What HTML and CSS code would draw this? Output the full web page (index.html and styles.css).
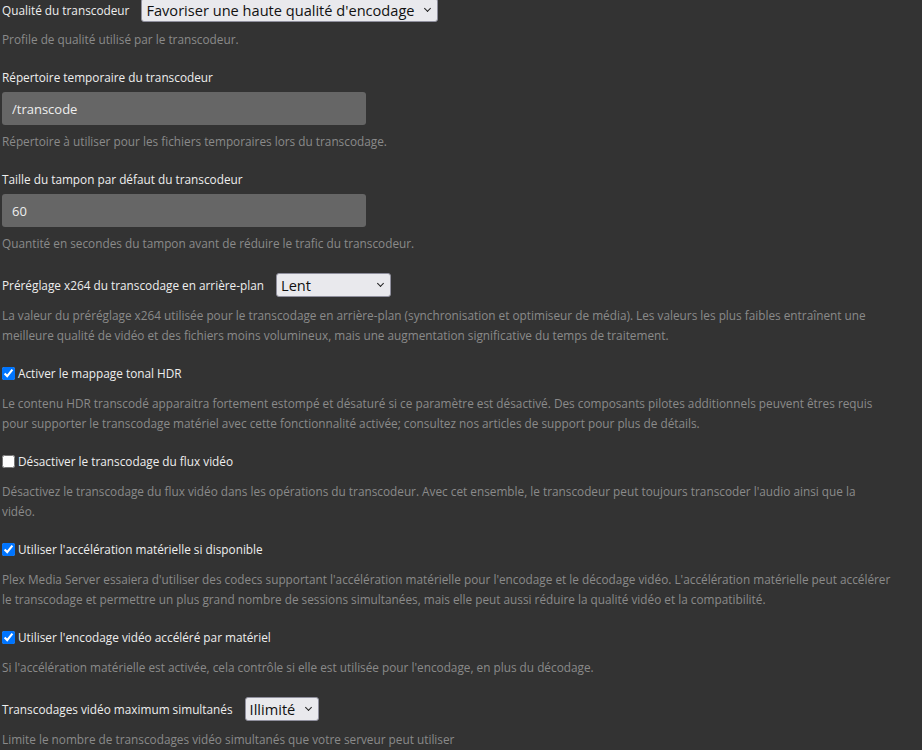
FILE: index.html
```html
<!DOCTYPE html>
<html lang="fr">
<head>
<meta charset="utf-8">
<title>Transcodeur</title>
<link rel="stylesheet" href="styles.css">
</head>
<body>
<form class="settings">
  <div class="setting first">
    <div class="row sel">
      <label class="label" for="quality">Qualité du transcodeur</label>
      <div class="select-wrap">
        <select id="quality" class="select"><option>Favoriser une haute qualité d'encodage</option></select>
      </div>
    </div>
    <p class="desc">Profile de qualité utilisé par le transcodeur.</p>
  </div>

  <div class="setting">
    <label class="label block" for="tmpdir">Répertoire temporaire du transcodeur</label>
    <input id="tmpdir" class="text-input" type="text" value="/transcode">
    <p class="desc">Répertoire à utiliser pour les fichiers temporaires lors du transcodage.</p>
  </div>

  <div class="setting">
    <label class="label block" for="buffer">Taille du tampon par défaut du transcodeur</label>
    <input id="buffer" class="text-input" type="text" value="60">
    <p class="desc">Quantité en secondes du tampon avant de réduire le trafic du transcodeur.</p>
  </div>

  <div class="setting">
    <div class="row sel">
      <label class="label" for="preset">Préréglage x264 du transcodage en arrière-plan</label>
      <div class="select-wrap">
        <select id="preset" class="select fixed"><option>Lent</option></select>
      </div>
    </div>
    <p class="desc">La valeur du préréglage x264 utilisée pour le transcodage en arrière-plan (synchronisation et optimiseur de média). Les valeurs les plus faibles entraînent une meilleure qualité de vidéo et des fichiers moins volumineux, mais une augmentation significative du temps de traitement.</p>
  </div>

  <div class="setting">
    <label class="row check"><input type="checkbox" class="checkbox" checked><span class="label">Activer le mappage tonal HDR</span></label>
    <p class="desc">Le contenu HDR transcodé apparaitra fortement estompé et désaturé si ce paramètre est désactivé. Des composants pilotes additionnels peuvent êtres requis pour supporter le transcodage matériel avec cette fonctionnalité activée; consultez nos articles de support pour plus de détails.</p>
  </div>

  <div class="setting">
    <label class="row check"><input type="checkbox" class="checkbox"><span class="label">Désactiver le transcodage du flux vidéo</span></label>
    <p class="desc">Désactivez le transcodage du flux vidéo dans les opérations du transcodeur. Avec cet ensemble, le transcodeur peut toujours transcoder l'audio ainsi que la vidéo.</p>
  </div>

  <div class="setting">
    <label class="row check"><input type="checkbox" class="checkbox" checked><span class="label">Utiliser l'accélération matérielle si disponible</span></label>
    <p class="desc">Plex Media Server essaiera d'utiliser des codecs supportant l'accélération matérielle pour l'encodage et le décodage vidéo. L'accélération matérielle peut accélérer le transcodage et permettre un plus grand nombre de sessions simultanées, mais elle peut aussi réduire la qualité vidéo et la compatibilité.</p>
  </div>

  <div class="setting">
    <label class="row check"><input type="checkbox" class="checkbox" checked><span class="label">Utiliser l'encodage vidéo accéléré par matériel</span></label>
    <p class="desc">Si l'accélération matérielle est activée, cela contrôle si elle est utilisée pour l'encodage, en plus du décodage.</p>
  </div>

  <div class="setting">
    <div class="row sel">
      <label class="label" for="maxtc">Transcodages vidéo maximum simultanés</label>
      <div class="select-wrap">
        <select id="maxtc" class="select"><option>Illimité</option></select>
      </div>
    </div>
    <p class="desc">Limite le nombre de transcodages vidéo simultanés que votre serveur peut utiliser</p>
  </div>
</form>
</body>
</html>
```

FILE: styles.css
```css
html, body {
  margin: 0;
  background: #333333;
}

body {
  padding: 0 2px;
  font-family: "Open Sans", "Noto Sans", sans-serif;
  color: #eeeeee;
  overflow: hidden;
}

.settings {
  width: 889px;
}

.setting {
  margin-bottom: 18px;
}

.setting.first {
  margin-top: -4px;
}

/* rows holding a label and its control */
.row {
  display: flex;
  align-items: center;
  min-height: 20px;
}

.row.sel {
  min-height: 28px;
}

.row.sel + .desc {
  margin-top: 6px;
}

.first .row.sel + .desc {
  margin-top: 5px;
}

.row.check + .desc {
  margin-top: 10px;
}

.label {
  font-size: 11.8px;
  line-height: 20px;
  color: #eeeeee;
  margin-right: 12px;
}

.label.block {
  display: block;
  margin-right: 0;
}

.desc {
  margin: 6px 0 0;
  font-size: 11.8px;
  line-height: 20px;
  color: #8a8a8a;
}

.text-input {
  display: block;
  box-sizing: border-box;
  width: 364px;
  height: 33px;
  margin-top: 5px;
  padding: 0 10px;
  border: 0;
  border-radius: 3px;
  background: #666666;
  color: #eeeeee;
  font-family: "Open Sans", "Noto Sans", sans-serif;
  font-size: 13px;
}

.select-wrap {
  position: relative;
  display: inline-block;
}

/* chevron drawn over the right side of the select */
.select-wrap::after {
  content: "";
  position: absolute;
  right: 8px;
  top: 8px;
  width: 4px;
  height: 4px;
  border-right: 1.5px solid #222;
  border-bottom: 1.5px solid #222;
  transform: rotate(45deg);
  pointer-events: none;
}

.select {
  appearance: none;
  -webkit-appearance: none;
  box-sizing: border-box;
  height: 24px;
  margin: 0;
  padding: 0 22px 0 4px;
  border: 1px solid #8f8f9d;
  border-radius: 3px;
  background: #e9e9ed;
  color: #111111;
  font-family: "Open Sans", "Noto Sans", sans-serif;
  font-size: 14.6px;
  line-height: 22px;
}

.select.fixed {
  width: 115px;
}

.check {
  cursor: pointer;
}

.checkbox {
  width: 13px;
  height: 13px;
  margin: 0 3px 0 0;
  accent-color: #0075ff;
}
```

********

> _What to work on_
Make an exact reproduction of the listing above, without any pictures.

> _Right answer_
What HTML and CSS code would draw this? Output the full web page (index.html and styles.css).
FILE: index.html
```html
<!DOCTYPE html>
<html lang="fr">
<head>
<meta charset="utf-8">
<title>Transcodeur</title>
<link rel="stylesheet" href="styles.css">
</head>
<body>
<form class="settings">
  <div class="setting first">
    <div class="row sel">
      <label class="label" for="quality">Qualité du transcodeur</label>
      <div class="select-wrap">
        <select id="quality" class="select"><option>Favoriser une haute qualité d'encodage</option></select>
      </div>
    </div>
    <p class="desc">Profile de qualité utilisé par le transcodeur.</p>
  </div>

  <div class="setting">
    <label class="label block" for="tmpdir">Répertoire temporaire du transcodeur</label>
    <input id="tmpdir" class="text-input" type="text" value="/transcode">
    <p class="desc">Répertoire à utiliser pour les fichiers temporaires lors du transcodage.</p>
  </div>

  <div class="setting">
    <label class="label block" for="buffer">Taille du tampon par défaut du transcodeur</label>
    <input id="buffer" class="text-input" type="text" value="60">
    <p class="desc">Quantité en secondes du tampon avant de réduire le trafic du transcodeur.</p>
  </div>

  <div class="setting">
    <div class="row sel">
      <label class="label" for="preset">Préréglage x264 du transcodage en arrière-plan</label>
      <div class="select-wrap">
        <select id="preset" class="select fixed"><option>Lent</option></select>
      </div>
    </div>
    <p class="desc">La valeur du préréglage x264 utilisée pour le transcodage en arrière-plan (synchronisation et optimiseur de média). Les valeurs les plus faibles entraînent une meilleure qualité de vidéo et des fichiers moins volumineux, mais une augmentation significative du temps de traitement.</p>
  </div>

  <div class="setting">
    <label class="row check"><input type="checkbox" class="checkbox" checked><span class="label">Activer le mappage tonal HDR</span></label>
    <p class="desc">Le contenu HDR transcodé apparaitra fortement estompé et désaturé si ce paramètre est désactivé. Des composants pilotes additionnels peuvent êtres requis pour supporter le transcodage matériel avec cette fonctionnalité activée; consultez nos articles de support pour plus de détails.</p>
  </div>

  <div class="setting">
    <label class="row check"><input type="checkbox" class="checkbox"><span class="label">Désactiver le transcodage du flux vidéo</span></label>
    <p class="desc">Désactivez le transcodage du flux vidéo dans les opérations du transcodeur. Avec cet ensemble, le transcodeur peut toujours transcoder l'audio ainsi que la vidéo.</p>
  </div>

  <div class="setting">
    <label class="row check"><input type="checkbox" class="checkbox" checked><span class="label">Utiliser l'accélération matérielle si disponible</span></label>
    <p class="desc">Plex Media Server essaiera d'utiliser des codecs supportant l'accélération matérielle pour l'encodage et le décodage vidéo. L'accélération matérielle peut accélérer le transcodage et permettre un plus grand nombre de sessions simultanées, mais elle peut aussi réduire la qualité vidéo et la compatibilité.</p>
  </div>

  <div class="setting">
    <label class="row check"><input type="checkbox" class="checkbox" checked><span class="label">Utiliser l'encodage vidéo accéléré par matériel</span></label>
    <p class="desc">Si l'accélération matérielle est activée, cela contrôle si elle est utilisée pour l'encodage, en plus du décodage.</p>
  </div>

  <div class="setting">
    <div class="row sel">
      <label class="label" for="maxtc">Transcodages vidéo maximum simultanés</label>
      <div class="select-wrap">
        <select id="maxtc" class="select"><option>Illimité</option></select>
      </div>
    </div>
    <p class="desc">Limite le nombre de transcodages vidéo simultanés que votre serveur peut utiliser</p>
  </div>
</form>
</body>
</html>
```

FILE: styles.css
```css
html, body {
  margin: 0;
  background: #333333;
}

body {
  padding: 0 2px;
  font-family: "Open Sans", "Noto Sans", sans-serif;
  color: #eeeeee;
  overflow: hidden;
}

.settings {
  width: 889px;
}

.setting {
  margin-bottom: 18px;
}

.setting.first {
  margin-top: -4px;
}

/* rows holding a label and its control */
.row {
  display: flex;
  align-items: center;
  min-height: 20px;
}

.row.sel {
  min-height: 28px;
}

.row.sel + .desc {
  margin-top: 6px;
}

.first .row.sel + .desc {
  margin-top: 5px;
}

.row.check + .desc {
  margin-top: 10px;
}

.label {
  font-size: 11.8px;
  line-height: 20px;
  color: #eeeeee;
  margin-right: 12px;
}

.label.block {
  display: block;
  margin-right: 0;
}

.desc {
  margin: 6px 0 0;
  font-size: 11.8px;
  line-height: 20px;
  color: #8a8a8a;
}

.text-input {
  display: block;
  box-sizing: border-box;
  width: 364px;
  height: 33px;
  margin-top: 5px;
  padding: 0 10px;
  border: 0;
  border-radius: 3px;
  background: #666666;
  color: #eeeeee;
  font-family: "Open Sans", "Noto Sans", sans-serif;
  font-size: 13px;
}

.select-wrap {
  position: relative;
  display: inline-block;
}

/* chevron drawn over the right side of the select */
.select-wrap::after {
  content: "";
  position: absolute;
  right: 8px;
  top: 8px;
  width: 4px;
  height: 4px;
  border-right: 1.5px solid #222;
  border-bottom: 1.5px solid #222;
  transform: rotate(45deg);
  pointer-events: none;
}

.select {
  appearance: none;
  -webkit-appearance: none;
  box-sizing: border-box;
  height: 24px;
  margin: 0;
  padding: 0 22px 0 4px;
  border: 1px solid #8f8f9d;
  border-radius: 3px;
  background: #e9e9ed;
  color: #111111;
  font-family: "Open Sans", "Noto Sans", sans-serif;
  font-size: 14.6px;
  line-height: 22px;
}

.select.fixed {
  width: 115px;
}

.check {
  cursor: pointer;
}

.checkbox {
  width: 13px;
  height: 13px;
  margin: 0 3px 0 0;
  accent-color: #0075ff;
}
```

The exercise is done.